MarTech e Agile: esercizi di velocità nello scenario post Covid

Pochi giorni prima che il Premier Conte annunciasse la fase 2 Iconsulting mi ha chiesto un punto di vista su come il MarTech potesse risultare un’arma in più contro questa emergenza. Di seguito l’intro dell’intervista pubblicata per intero qui.

Come hai affrontato dal punto di vista professionale questo periodo di emergenza?

L’ho considerato un periodo di crescita per me e per il mio team. Per quanto “noi del digital” eravamo già abituati a lavorare in remoto con strumenti quali Slack, Google Drive, Dropbox, etc. di conseguenza la continuità operatività non ne ha risentito trattandosi inoltre di un gruppo ben affiatato.

Tuttavia questa emergenza ci ha permesso di crescere sotto l’aspetto relazionale, non potendo più fare affidamento sulla pausa alla macchinetta del caffè o sulla “schiscetta” a pranzo; nel concreto, io stesso sto imparando ad usare un po’ di più il telefono e un po’ di meno la chat per alleviare l’assenza di una funzione insostituibili degli incontri di persona.

Seguo con grande interesse quanto sta avvenendo a seguito della fase 2, che possiamo considerare il momento della verità per l’home working, nel quale aziende e manager devono confermare la loro fiducia nei confronti di pratiche a cui fino a ieri eravamo obbligati: ora che abbiamo scoperto che si può lavorare a distanza, continueremo a farlo, almeno fino a quando sarà necessaria una qualche forma di distanziamento sociale?

Ci siamo lasciati alle spalle una dura fase di isolamento ed emergenza: in cosa questo periodo ha trasformato la tua azienda?
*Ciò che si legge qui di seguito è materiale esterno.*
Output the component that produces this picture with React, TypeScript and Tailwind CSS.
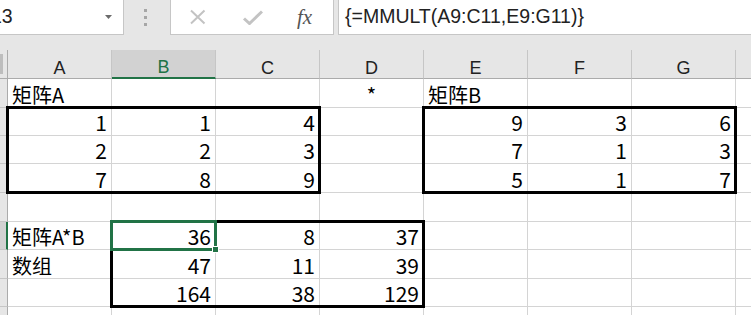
import React from 'react';

const COLS = ['A', 'B', 'C', 'D', 'E', 'F', 'G'];

// gridline pixels inside the sheet area (x from left, y from top of column headers)
const V = [7, 111, 215, 319, 423, 527, 631, 735];
const H = [28, 57, 85, 113, 142, 171, 199, 228, 256];

type Val = string | number | null;

const ROWS: { h: string; cells: Val[]; active?: boolean }[] = [
  { h: 'h-[29px]', cells: ['矩阵A', null, null, '*', '矩阵B', null, null] },
  { h: 'h-[28px]', cells: [1, 1, 4, null, 9, 3, 6] },
  { h: 'h-[28px]', cells: [2, 2, 3, null, 7, 1, 3] },
  { h: 'h-[29px]', cells: [7, 8, 9, null, 5, 1, 7] },
  { h: 'h-[29px]', cells: [] },
  { h: 'h-[28px]', cells: ['矩阵A*B', 36, 8, 37], active: true },
  { h: 'h-[29px]', cells: ['数组', 47, 11, 39] },
  { h: 'h-[28px]', cells: [null, 164, 38, 129] },
  { h: 'h-[20px]', cells: [] },
];

const frame = (c0: number, r0: number, c1: number, r1: number) => ({
  left: V[c0] - 1,
  top: H[r0] - 1,
  width: V[c1] - V[c0] + 3,
  height: H[r1] - H[r0] + 3,
});

function FormulaBar() {
  return (
    <div className="h-[50px] bg-[#e6e6e6] font-['Liberation_Sans',Arial,sans-serif]">
      <div className="flex h-[35px]">
        <div className="flex w-[124px] items-center overflow-hidden border-r border-b border-[#c6c6c6] bg-white">
          <span className="ml-[-22px] text-[19.5px] leading-none text-[#222]">B13</span>
          <svg className="ml-auto mr-[10px]" width="8" height="4" viewBox="0 0 8 4">
            <polygon points="0,0 7,0 3.5,4" fill="#6b6b6b" />
          </svg>
        </div>
        <div className="flex w-[46px] flex-col items-center justify-start gap-[4px] pt-[9px] pr-[3px]">
          <span className="h-[3px] w-[3px] bg-[#a6a6a6]" />
          <span className="h-[3px] w-[3px] bg-[#a6a6a6]" />
          <span className="h-[3px] w-[3px] bg-[#a6a6a6]" />
        </div>
        <div className="flex w-[164px] items-center border-x border-b border-[#c6c6c6] bg-white">
          <svg className="ml-[18px]" width="18" height="16" viewBox="0 0 18 16">
            <path d="M2 1.5 L15.5 14.5 M15.5 1.5 L2 14.5" stroke="#c3c3c3" strokeWidth="2" fill="none" />
          </svg>
          <svg className="ml-[35px]" width="21" height="15" viewBox="0 0 21 15">
            <path d="M2 8.5 L7.5 13.5 L20 1.5" stroke="#c3c3c3" strokeWidth="3" fill="none" />
          </svg>
          <span className="ml-[34px] font-['Liberation_Serif',serif] text-[21px] italic leading-none text-[#555]">
            fx
          </span>
        </div>
        <div className="ml-[4px] flex flex-1 items-center border-l border-b border-[#c6c6c6] bg-white pl-[6px]">
          <span className="text-[19.5px] leading-none text-[#222]">{'{=MMULT(A9:C11,E9:G11)}'}</span>
        </div>
      </div>
    </div>
  );
}

function Cell({ v }: { v: Val }) {
  const isNum = typeof v === 'number';
  const center = v === '*';
  return (
    <div
      className={`flex w-[104px] shrink-0 items-end border-r border-b border-[#d4d4d4] px-[4px] pb-[2px] leading-none ${
        isNum ? 'justify-end text-[21px]' : center ? 'justify-center' : 'justify-start'
      }`}
    >
      {v !== null && <span className="whitespace-nowrap">{v}</span>}
    </div>
  );
}

function Sheet() {
  return (
    <div className="relative font-['Noto_Sans_CJK_SC',sans-serif] text-[20px] text-black">
      <div className="flex h-[29px] bg-[#e6e6e6] font-['Liberation_Sans',Arial,sans-serif] text-[18px] leading-none text-[#222]">
        <div className="flex w-[8px] shrink-0 items-center border-r border-b border-[#ababab]">
          <span className="h-[20px] w-[3px] bg-[#bdbdbd]" />
        </div>
        {COLS.map((c) => (
          <div
            key={c}
            className={`flex w-[104px] shrink-0 items-end justify-center pb-[1px] ${
              c === 'B'
                ? 'border-r border-b-2 border-r-[#c6c6c6] border-b-[#217346] bg-[#d2d2d2] text-[#217346]'
                : 'border-r border-b border-r-[#c6c6c6] border-b-[#ababab]'
            }`}
          >
            {c}
          </div>
        ))}
        <div className="flex-1 border-b border-[#ababab]" />
      </div>
      {ROWS.map((r, i) => (
        <div key={i} className={`flex ${r.h}`}>
          <div
            className={`w-[8px] shrink-0 border-b border-b-[#c6c6c6] ${
              r.active ? 'border-r-2 border-r-[#217346] bg-[#d2d2d2]' : 'border-r border-r-[#ababab] bg-[#e6e6e6]'
            }`}
          />
          {COLS.map((c, j) => (
            <Cell key={c} v={r.cells[j] ?? null} />
          ))}
          <div className="flex-1 border-b border-[#d4d4d4]" />
        </div>
      ))}

      {/* range borders and the active cell */}
      <div className="absolute border-[3px] border-black" style={frame(0, 1, 3, 4)} />
      <div className="absolute border-[3px] border-black" style={frame(4, 1, 7, 4)} />
      <div className="absolute border-[3px] border-black" style={frame(1, 5, 4, 8)} />
      <div className="absolute border-[3px] border-[#217346]" style={frame(1, 5, 2, 6)} />
      <div
        className="absolute h-[7px] w-[7px] border border-white bg-[#217346]"
        style={{ left: V[2] - 3, top: H[6] - 3 }}
      />
    </div>
  );
}

export default function App() {
  return (
    <div className="h-[315px] w-[751px] overflow-hidden bg-white">
      <FormulaBar />
      <Sheet />
    </div>
  );
}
Come avete risposto alle nuove esigenze?

Dopo un primo periodo di incertezza dovuto al susseguirsi di nuove indicazioni da parte del Governo, l’azienda ha reagito prontamente e anzi, colgo questa occasione per ringraziarla di non averci concesso il rientro in ufficio quando ancora non era stato annunciato il lockdown e la quotidianità tra colleghi ci mancava già.

Trattandosi di un’azienda retail, con l’annuncio del lockdown chiaramente è cambiato tutto, e l’attenzione si è spostata sull’e-commerce cercando di mettere in piedi tutto quanto fosse necessario per operare in sicurezza sul fronte logistico – dove l’home working non esiste – e adattando le nostre strategie in base a come i singoli Paesi reagivano dinanzi al diffondersi di questa pandemia.

Abbiamo adeguato la comunicazione online, ponendo il focus su quei prodotti destinati ad un consumo casalingo, spostando gli investimenti in advertising in base a come si muoveva il virus, avendo inoltre cura di aggiornare i clienti su base quotidiana dei possibili ritardi riscontrati nella gestione delle spedizioni o dei resi. Accelerando il cambiamento, abbiamo inevitabilmente accelerato alcune attività che avremmo previsto di realizzare nel corso dell’anno.

Come le tecnologie MarTech possono supportare questo momento particolare il sistema paese? Che ruolo gli affidi?

Da sempre ritengo che il MarTech abbia un ruolo fondamentale nella trasformazione di un’azienda, che si tratti di processi interni o di adeguamento della customer experience a quelli che sono i trend emergenti. Il mondo delle marketing technology offre la possibilità di sperimentare nuove soluzioni con costi esigui, bassi rischi progettuali e con la grande opportunità di rendere gli utenti di business autonomi, offrendo implementazioni no-code.

Advertising & Promotion, Content & Experience, Social & Relationships, Commerce & Sales, ma anche Data e Management: ad oggi il Marketing Technology Landscape, risorsa del settore, conta oltre 8000 tecnologie a supporto di qualsiasi funzione aziendale e non solo all’ufficio marketing, come potrebbe suggerire il nome. Ne risulta un mondo molto frammentato, motivo per cui il focus in fase di adozione si pone principalmente sulla semplicità di integrazione con il resto delle soluzioni già in essere.

Se è vero che questa pandemia ha offerto a tutti – aziende e istituzioni – la possibilità di accelerare la trasformazione, il MarTech è senza dubbio l’alleato giusto per condurla in tempi che le infrastrutture legacy non permettono.